There is no question more frustrating than this one. There is no question about my agnosticism that makes me see red quite like this one.
And the question I do not ask, in response, is more complicated than what would likely be my over-emotional answer:
What, exactly, is your religion supposed to be doing?
Is it supposed to fill you with the spiritual light of the universe? Is it supposed to create a community, is it supposed to save your immortal soul from the damnation of hellfire? Is it supposed to teach you how to live and love and be the best human being you can be? Is that what it’s supposed to do?
Or is it supposed to give a small handful of black-hearted, self-important miscreants the power to claim divine superiority, to claim the right of judgment handed down from on high?
Is your golden glowing faith supposed to look on while a nine year-old girl in Brazil is raped by her stepfather and becomes pregnant with his twins? After the child’s mother and doctor intervene to save her life by aborting the fetuses, is that when your religion finally injects its moral compass into the proceedings, to condemn and excommunicate the doctor and mother, but continue to treat the rapist as a cherished member of the flock?
Is your fount of all human ethics the same one that orders an elderly woman to be lashed forty times because she was “mingling” in a room with two younger men who were simply delivering bread?
From where do I get my moral compass without the guiding force of religion?
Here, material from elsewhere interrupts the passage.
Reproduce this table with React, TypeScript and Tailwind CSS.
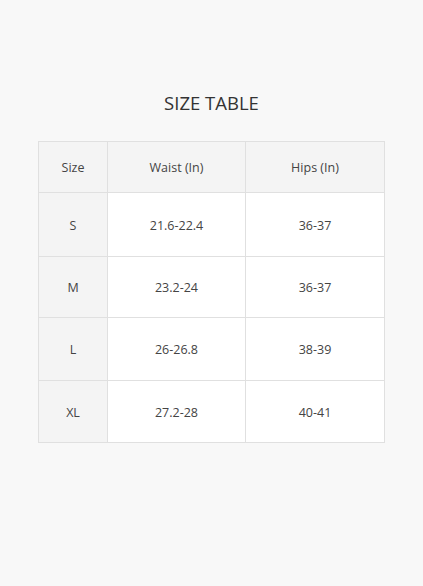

I get it from the sense of common human decency that tells me you do not treat rape victims worse than their rapists and that you do not exact bloody punishment on the elderly for briefly existing in the same space as another human being.
A compass is supposed to help you find your way in an unfamiliar terrain. It is not supposed to grant you the power to reshape the terrain based entirely on your own petty prejudices. Just because you believe the forest should be a mountain does not mean it is not a forest.
I believe in God. I refuse to believe that God believes in this nonsense.